Negli ultimi dieci anni, nella situazione di generale e prolungato calo della partecipazione di cui dicevamo, le elezioni regionali sia in Lazio che Lombardia hanno fatto registrare risultati sempre peggiori rispetto alle elezioni politiche. Si è votato contemporaneamente in entrambe le regioni tanto per il parlamento quanto per i presidenti e i consigli regionali sia nel 2013 che nel 2018. In Lombardia nel 2013 alle politiche votò il 79,6% degli aventi diritto e alle regionali il 76,4%; nel 2018 il 76,8% alle politiche e il 73,1% alle regionali.

Risultati ancora peggiori in regione (ampiamente sotto il 70% di affluenza) alle elezioni europee del 2014 e del 2019. Quanto al Lazio, nel 2013 alle elezioni politiche votò il 77,5% degli aventi diritto, mentre alle regionali il 72%; nel 2018 alle politiche il 72,7% e alle regionali il 66,5% (anche qui molto peggio era andata alle europee del 2014 e 2019 con risultati in regione appena sopra il 50%).

Considerato questo scarto negativo tra affluenza alle politiche e affluenza alle regionali – da tre a sei punti percentuali in meno, anche quando le elezioni si sono tenute in contemporanea – le previsioni sul voto di oggi e domani si fanno cupe, visto che alle politiche meno di cinque mesi fa ha votato appena il 70% degli elettori in Lombardia e solo il 64% nel Lazio.

Ma c’è un motivo strutturale per la quale le regionali (così come le amministrative) registrano sempre una partecipazione inferiore rispetto alle politiche, è quello che gli analisti definiscono «astensionismo apparente». Nelle liste elettorali delle regionali sono compresi anche gli italiani residenti all’estero, che non ricevono come alle politiche le schede a domicilio e dunque per votare dovrebbero tornare in patria.

Secondo il Libro bianco sull’astensionismo, redatto meno di un anno fa da una commissione insediata all’epoca del governo Draghi, questo fenomeno ha depresso l’affluenza alle regionali del 2020 di almeno 5,5 punti percentuali. Nelle due regioni che votano oggi e domani potrebbe pesare anche di più, perché dalla più aggiornata rilevazione del corpo elettorale fatta dal ministero dell’interno (giugno 2022) risulta che il 5,9% degli iscritti a votare della Lombardia sono residenti all’estero, percentuale che sale al 9% per il Lazio.

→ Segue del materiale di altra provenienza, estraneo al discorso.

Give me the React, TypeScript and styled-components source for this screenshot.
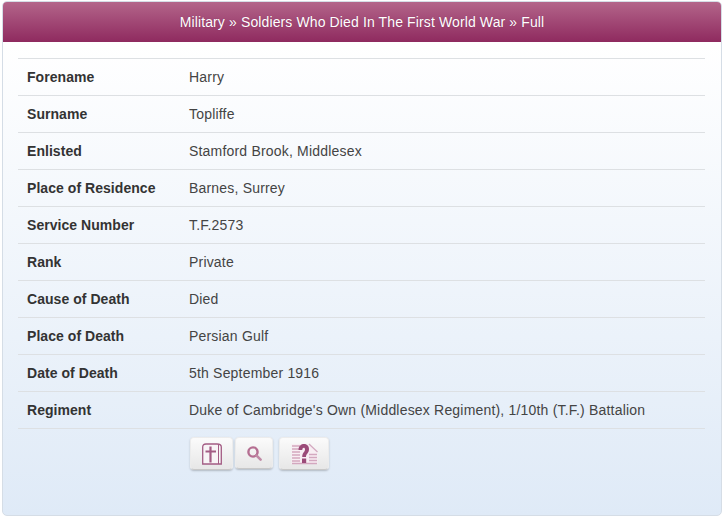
import React from "react";
import styled, { createGlobalStyle } from "styled-components";

const Global = createGlobalStyle`
  html, body { margin: 0; padding: 0; background: #fff; }
  body { font-family: "Liberation Sans", Arial, sans-serif; }
`;
const Page = styled.div`
  width: 725px; height: 518px; padding: 1px 3px 2px 2px; box-sizing: border-box;
`;
const Panel = styled.section`
  width: 720px; height: 515px; box-sizing: border-box;
  border: 1px solid #d5dde6; border-radius: 5px; overflow: hidden;
  background: linear-gradient(#ffffff 8%, #dfeaf7 100%);
`;
const Header = styled.h1`
  margin: 0; height: 40px; line-height: 40px; text-align: center;
  font-size: 14px; font-weight: 400; color: #fff; letter-spacing: .12px;
  background: linear-gradient(#b3658a, #8f2a5f);
  text-shadow: 0 0 1px rgba(80,0,40,.4);
`;
const Body = styled.div`
  padding: 16px 16px 0 15px;
`;
const Table = styled.dl`
  margin: 0; border-top: 1px solid #dde0e3;
`;
const Row = styled.div`
  display: grid; grid-template-columns: 171px 1fr; height: 37px; box-sizing: border-box;
  align-items: center; border-bottom: 1px solid #dde0e3;
  font-size: 14px; line-height: 20px;
`;
const Label = styled.dt`
  padding-left: 9px; font-weight: 700; color: #333; letter-spacing: .05px;
`;
const Value = styled.dd`
  margin: 0; color: #444; letter-spacing: .19px;
`;
const Actions = styled.div`
  display: flex; align-items: flex-start; gap: 2px; padding: 8px 0 0 172px;
`;
const IconButton = styled.button<{ $w: number; $h: number; $ml?: number }>`
  width: ${p => p.$w}px; height: ${p => p.$h}px; margin-left: ${p => p.$ml ?? 0}px;
  padding: 0; display: flex; align-items: center; justify-content: center;
  border: 1px solid #ececec; border-bottom-color: #c8c8c8; border-radius: 4px;
  background: linear-gradient(#fbfbfb, #e7e7e7);
  box-shadow: 0 1px 2px rgba(0,0,0,.22);
`;

const rows: [string, string][] = [
  ["Forename", "Harry"],
  ["Surname", "Topliffe"],
  ["Enlisted", "Stamford Brook, Middlesex"],
  ["Place of Residence", "Barnes, Surrey"],
  ["Service Number", "T.F.2573"],
  ["Rank", "Private"],
  ["Cause of Death", "Died"],
  ["Place of Death", "Persian Gulf"],
  ["Date of Death", "5th September 1916"],
  ["Regiment", "Duke of Cambridge's Own (Middlesex Regiment), 1/10th (T.F.) Battalion"],
];

const BibleIcon = () => (
  <svg width="20" height="22" viewBox="0 0 20 22" fill="none">
    <path d="M0.7 21V4Q0.7 1 4 1H15Q19.3 1 19.3 4V21Z" fill="#f8f4f6" stroke="#a35c84" strokeWidth="1.3" />
    <path d="M16.5 1.5V21" stroke="#a35c84" strokeWidth="1" />
    <path d="M8.5 3.5V19.5M3.5 8.5H14" stroke="#a35c84" strokeWidth="2.2" />
  </svg>
);
const SearchIcon = () => (
  <svg width="15" height="15" viewBox="0 0 15 15" fill="none">
    <circle cx="6" cy="6" r="4.6" stroke="#b56f92" strokeWidth="2.4" />
    <path d="M9.6 9.6L13.6 13.6" stroke="#c08aa6" strokeWidth="2.6" strokeLinecap="round" />
  </svg>
);
const HelpDocIcon = () => (
  <svg width="27" height="22" viewBox="0 0 27 22" fill="none">
    <path d="M0.5 1H18L26.5 9V21H0.5Z" fill="#f8eef3" />
    <path d="M1 3H9M1 6H9M1 9H9M1 12H9M1 15H9M1 18H9M1 20.5H26M18 11.5H26M18 14.5H26M18 17.5H26" stroke="#d3a8bf" strokeWidth="1.3" />
    <path d="M18 1L26.5 9" stroke="#d3a8bf" strokeWidth="1.2" />
    <path d="M7.5 7C7.5 -0.8 18 -0.8 18 6C18 10.5 15 10.5 15 14H11.2C11.2 9 14 9.5 14 6.2C14 4 11.3 4 11.3 7Z" fill="#9b4a78" />
    <rect x="11" y="15.5" width="4.2" height="4.5" fill="#9b4a78" />
  </svg>
);

export default function App() {
  return (
    <Page>
      <Global />
      <Panel>
        <Header>Military » Soldiers Who Died In The First World War » Full</Header>
        <Body>
          <Table>
            {rows.map(([k, v]) => (
              <Row key={k}>
                <Label>{k}</Label>
                <Value>{v}</Value>
              </Row>
            ))}
          </Table>
          <Actions>
            <IconButton $w={43} $h={33} aria-label="Burial"><BibleIcon /></IconButton>
            <IconButton $w={38} $h={32} aria-label="Search"><SearchIcon /></IconButton>
            <IconButton $w={50} $h={33} $ml={4} aria-label="Help"><HelpDocIcon /></IconButton>
          </Actions>
        </Body>
      </Panel>
    </Page>
  );
}
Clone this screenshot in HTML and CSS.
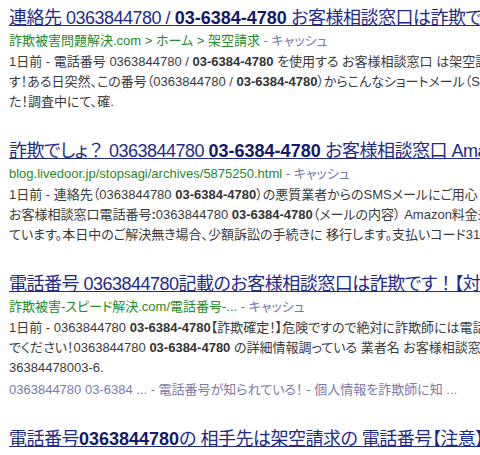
FILE: index.html
```html
<!DOCTYPE html>
<html lang="ja">
<head>
  <meta charset="UTF-8" />
  <title>0363844780 - 検索結果</title>
  <link rel="stylesheet" href="styles.css">
</head>
<body>
  <div class="results">
    <div class="result">
      <h3 class="title"><a href="#">連絡先 0363844780 / <b>03-6384-4780</b> お客様相談窓口は詐欺です！</a></h3>
      <div class="url">詐欺被害問題解決.com &gt; ホーム &gt; 架空請求 <span class="cache">- キャッシュ</span></div>
      <div class="snippet">
        <div class="line">1日前 - 電話番号 0363844780 / <b>03-6384-4780</b> を使用する お客様相談窓口 は架空請求業者で</div>
        <div class="line">す！ある日突然、この番号（0363844780 / <b>03-6384-4780</b>）からこんなショートメール（SMS）が届きまし</div>
        <div class="line">た！調査中にて、確.</div>
      </div>
    </div>

    <div class="result">
      <h3 class="title"><a href="#">詐欺でしょ<span class="wide">？</span> 0363844780 <b>03-6384-4780</b> お客様相談窓口 Amazon</a></h3>
      <div class="url">blog.livedoor.jp/stopsagi/archives/5875250.html <span class="cache">- キャッシュ</span></div>
      <div class="snippet">
        <div class="line">1日前 - 連絡先（0363844780 <b>03-6384-4780</b>）の悪質業者からのSMSメールにご用心！連絡</div>
        <div class="line">お客様相談窓口電話番号<b>:</b>0363844780 <b>03-6384-4780</b>（メールの内容） Amazon料金未納が発生し</div>
        <div class="line">ています。本日中のご解決無き場合、少額訴訟の手続きに 移行します。支払いコード3141</div>
      </div>
    </div>

    <div class="result">
      <h3 class="title"><a href="#">電話番号 0363844780記載のお客様相談窓口は詐欺です<span class="wide">！</span>【対策】</a></h3>
      <div class="url">詐欺被害-スピード解決.com/電話番号-... <span class="cache">- キャッシュ</span></div>
      <div class="snippet">
        <div class="line">1日前 - 0363844780 <b>03-6384-4780</b>【詐欺確定！】危険ですので絶対に詐欺師には電話しない</div>
        <div class="line">でください！0363844780 <b>03-6384-4780</b> の詳細情報調っている 業者名 お客様相談窓口 電話</div>
        <div class="line">36384478003-6.</div>
      </div>
      <div class="related">0363844780 03-6384 ... - 電話番号が知られている！ - 個人情報を詐欺師に知 ...</div>
    </div>

    <div class="result">
      <h3 class="title"><a href="#">電話番号<b>0363844780</b>の 相手先は架空請求の 電話番号【注意】</a></h3>
    </div>
  </div>
</body>
</html>
```

FILE: styles.css
```css
* { margin: 0; padding: 0; box-sizing: border-box; }
html, body { background: #fff; overflow: hidden; }
body {
  font-family: 'Liberation Sans', Arial, 'Noto Sans CJK JP', sans-serif;
  font-feature-settings: "palt";
  color: #3a3a3a;
  padding: 6px 0 0 9px;
  width: 480px;
}
.results { display: flex; flex-direction: column; gap: 27px; }
.result { white-space: nowrap; }
.title {
  font-size: 18px;
  font-weight: normal;
  line-height: 24px;
  letter-spacing: -0.5px;
  margin-bottom: 1px;
}
.title a { color: #1f2a8a; text-decoration: underline; }
.title b { color: #15196a; letter-spacing: 0; }
.wide { font-feature-settings: normal; }
.url {
  font-size: 13px;
  line-height: 20px;
  color: #268a26;
  margin-bottom: 1px;
}
.cache { color: #7878a8; }
.snippet { font-size: 13px; line-height: 20px; color: #3a3a3a; }
.snippet b { color: #333; }
.related { font-size: 13px; line-height: 20px; color: #7a7aae; margin-top: 2px; }
```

Sono tutte elettrici ed elettori che in buona parte si può dare per persi in partenza. A questo «astensionismo apparente», gli autori del Libro bianco suggeriscono di aggiungere un «astensionismo involontario» che dipende da due dinamiche sociali.

L’invecchiamento della popolazione, si pensa infatti che gli ultra 75enni più difficilmente del resto della popolazione, anche a causa di impedimenti di salute, si rechino al seggio, e la mobilità sul territorio per lavoro o studio. Anche in questo caso l’Istat fornisce dati utili per le due regioni che ci interessano: in entrambe la popolazione anziana raggiunge percentuali tra le più alte, oltre l’11%, mentre i fuorisede (individuati come quelli che sono lontani oltre quattro ore di viaggio dal luogo di residenza) sarebbero il 3,5% nel Lazio e il 2,2% in Lombardia. Infine a tutte queste considerazioni di tipo tecnico, il Libro bianco suggerisce di aggiungere una «sovra copertura» delle liste elettorali, che per inefficienze dei comuni a cui spetta di tenerle aggiornate risulterebbero eccedenti, soprattutto nel Lazio (1,5%), un po’ meno in Lombardia (0,84%).

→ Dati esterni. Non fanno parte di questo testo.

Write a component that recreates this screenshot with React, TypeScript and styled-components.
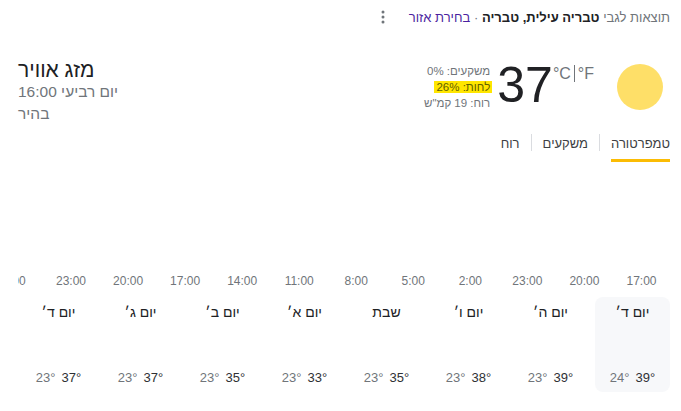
import React from "react";
import styled, { createGlobalStyle } from "styled-components";

const GlobalStyle = createGlobalStyle`
  html, body {
    margin: 0;
    padding: 0;
    background: #fff;
  }
`;

const Page = styled.div`
  width: 681px;
  height: 411px;
  box-sizing: border-box;
  overflow: hidden;
  padding: 0 11px 0 18px;
  direction: rtl;
  font-family: "Liberation Sans", Arial, sans-serif;
  color: #202124;
`;

const TopBar = styled.div`
  display: flex;
  align-items: center;
  gap: 24px;
  height: 34px;
  font-size: 13px;
  color: #70757a;
  white-space: nowrap;
`;

const Strong = styled.b`
  color: #202124;
`;

const RegionLink = styled.a`
  color: #4b1fa0;
`;

const Weather = styled.div`
  display: flex;
  justify-content: space-between;
  margin-top: 25px;
  height: 65px;
`;

const Current = styled.div`
  display: flex;
  align-items: flex-start;
`;

const Sun = styled.svg`
  width: 48px;
  height: 48px;
  margin: 4px 6px 0 0;
`;

const Temp = styled.div`
  display: flex;
  align-items: flex-start;
  direction: ltr;
  margin-right: 22px;
`;

const TempValue = styled.span`
  font-size: 50px;
  line-height: 52px;
`;

const Units = styled.span`
  font-size: 16px;
  line-height: 20px;
  margin-top: 5px;
  color: #70757a;
`;

const Divider = styled.span`
  display: inline-block;
  width: 1px;
  height: 17px;
  margin: 0 3px;
  background: #70757a;
  vertical-align: -3px;
`;

const Details = styled.div`
  margin: 4px 7px 0 0;
  font-size: 11.5px;
  line-height: 16px;
  color: #70757a;
`;

const DetailRow = styled.div`
  white-space: nowrap;
`;

const Highlight = styled.span`
  background: #ffe600;
  color: #5f6000;
  padding: 0 2px;
  margin: 0 -2px;
`;

const Summary = styled.div`
  text-align: left;
`;

const Title = styled.div`
  font-size: 21px;
  line-height: 22px;
`;

const SummaryLine = styled.div`
  font-size: 15.5px;
  line-height: 22px;
  color: #70757a;
`;

const Tabs = styled.div`
  display: flex;
  align-items: flex-start;
  margin-top: 5px;
  height: 37px;
`;

const Tab = styled.div<{ $active?: boolean }>`
  height: 30px;
  line-height: 30px;
  font-size: 13px;
  color: #3c4043;
  border-bottom: 3px solid ${(p) => (p.$active ? "#fbbc04" : "transparent")};
  white-space: nowrap;
`;

const TabSep = styled.div`
  width: 1px;
  height: 17px;
  margin: 5px 11px 0 11px;
  background: #dadce0;
`;

const Chart = styled.div`
  height: 104px;
`;

const Hours = styled.div`
  display: flex;
  overflow: hidden;
  height: 20px;
  margin-top: 1px;
`;

const Hour = styled.div`
  flex: 0 0 57.05px;
  text-align: center;
  font-size: 12px;
  line-height: 20px;
  color: #70757a;
`;

const Days = styled.div`
  display: flex;
  gap: 7px;
  margin-top: 6px;
`;

const Day = styled.div<{ $active?: boolean }>`
  flex: 0 0 75px;
  height: 95px;
  box-sizing: border-box;
  display: flex;
  flex-direction: column;
  justify-content: space-between;
  align-items: center;
  padding: 6px 0 5px;
  border-radius: 8px;
  background: ${(p) => (p.$active ? "#f7f8fa" : "transparent")};
`;

const DayName = styled.div`
  font-size: 14px;
  line-height: 18px;
  color: #202124;
`;

const Range = styled.div`
  display: flex;
  gap: 6px;
  direction: rtl;
  font-size: 13px;
  line-height: 18px;
`;

const High = styled.span`
  color: #2f3134;
`;

const Low = styled.span`
  color: #70757a;
`;

const hours = ["17:00", "20:00", "23:00", "2:00", "5:00", "8:00", "11:00", "14:00", "17:00", "20:00", "23:00", "2:00"];

const days = [
  { name: "יום ד׳", high: 39, low: 24 },
  { name: "יום ה׳", high: 39, low: 23 },
  { name: "יום ו׳", high: 38, low: 23 },
  { name: "שבת", high: 35, low: 23 },
  { name: "יום א׳", high: 33, low: 23 },
  { name: "יום ב׳", high: 35, low: 23 },
  { name: "יום ג׳", high: 37, low: 23 },
  { name: "יום ד׳", high: 37, low: 23 },
];

export default function App() {
  return (
    <Page>
      <GlobalStyle />
      <TopBar>
        <span>
          תוצאות לגבי <Strong>טבריה עילית, טבריה</Strong> · <RegionLink>בחירת אזור</RegionLink>
        </span>
        <svg width="4" height="14" viewBox="0 0 4 14">
          <circle cx="2" cy="2" r="1.5" fill="#70757a" />
          <circle cx="2" cy="7" r="1.5" fill="#70757a" />
          <circle cx="2" cy="12" r="1.5" fill="#70757a" />
        </svg>
      </TopBar>
      <Weather>
        <Current>
          <Sun viewBox="0 0 48 48">
            <circle cx="24" cy="24" r="23" fill="#fedf68" />
          </Sun>
          <Temp>
            <TempValue>37</TempValue>
            <Units>
              °C
              <Divider />
              °F
            </Units>
          </Temp>
          <Details>
            <DetailRow>משקעים: 0%</DetailRow>
            <DetailRow>
              <Highlight>לחות: 26%</Highlight>
            </DetailRow>
            <DetailRow>רוח: 19 קמ"ש</DetailRow>
          </Details>
        </Current>
        <Summary>
          <Title>מזג אוויר</Title>
          <SummaryLine>יום רביעי 16:00</SummaryLine>
          <SummaryLine>בהיר</SummaryLine>
        </Summary>
      </Weather>
      <Tabs>
        <Tab $active>טמפרטורה</Tab>
        <TabSep />
        <Tab>משקעים</Tab>
        <TabSep />
        <Tab>רוח</Tab>
      </Tabs>
      <Chart />
      <Hours>
        {hours.map((h, i) => (
          <Hour key={i}>{h}</Hour>
        ))}
      </Hours>
      <Days>
        {days.map((d, i) => (
          <Day key={i} $active={i === 0}>
            <DayName>{d.name}</DayName>
            <Range>
              <High>{d.high}°</High>
              <Low>{d.low}°</Low>
            </Range>
          </Day>
        ))}
      </Days>
    </Page>
  );
}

A pesare di più rispetto a queste cause tecniche dell’astensionismo saranno ovviamente le ragioni politiche. Che non peseranno allo stesso modo. «C’è un clima generale di smobilitazione negli elettorati delle due regioni, con un maggiore impatto sul “campo largo” del centro-sinistra che si presenta frammentato e a geografia variabile», dice Marco Valbruzzi.

Secondo il quale «a differenza di altre competizioni regionali, in questa tornata l’astensione potrebbe avere una connotazione fortemente asimmetrica, punendo le diverse e sparse forze di centro-sinistra. Secondo varie indagini demoscopiche, in Lombardia sarebbero soprattutto “terzo polo” e 5 Stelle a subire le perdite maggiori verso l’astensione, mentre nel Lazio è la coalizione di centro-sinistra a sostegno di D’Amato a soffrire di più». Anche il fatto che il risultato sia dato per acquisito in entrambe le regioni e in entrambe a favore della destra non spinge la mobilitazione.

«L’assenza di reale competizione tra i due principali schieramenti – conclude Valbruzzi – ha condizionato il clima pre elettorale. Il voto sarà interpretato come un primo test di popolarità e un giudizio sull’operato del governo. Giudizio che si preannuncia positivo anche a causa dell’assenza di un’opposizione adeguatamente organizzata». Del resto non sono ancora passati 150 giorni dal voto delle politiche e la destra può ancora contare sui regali che gli avversari continuano a farle.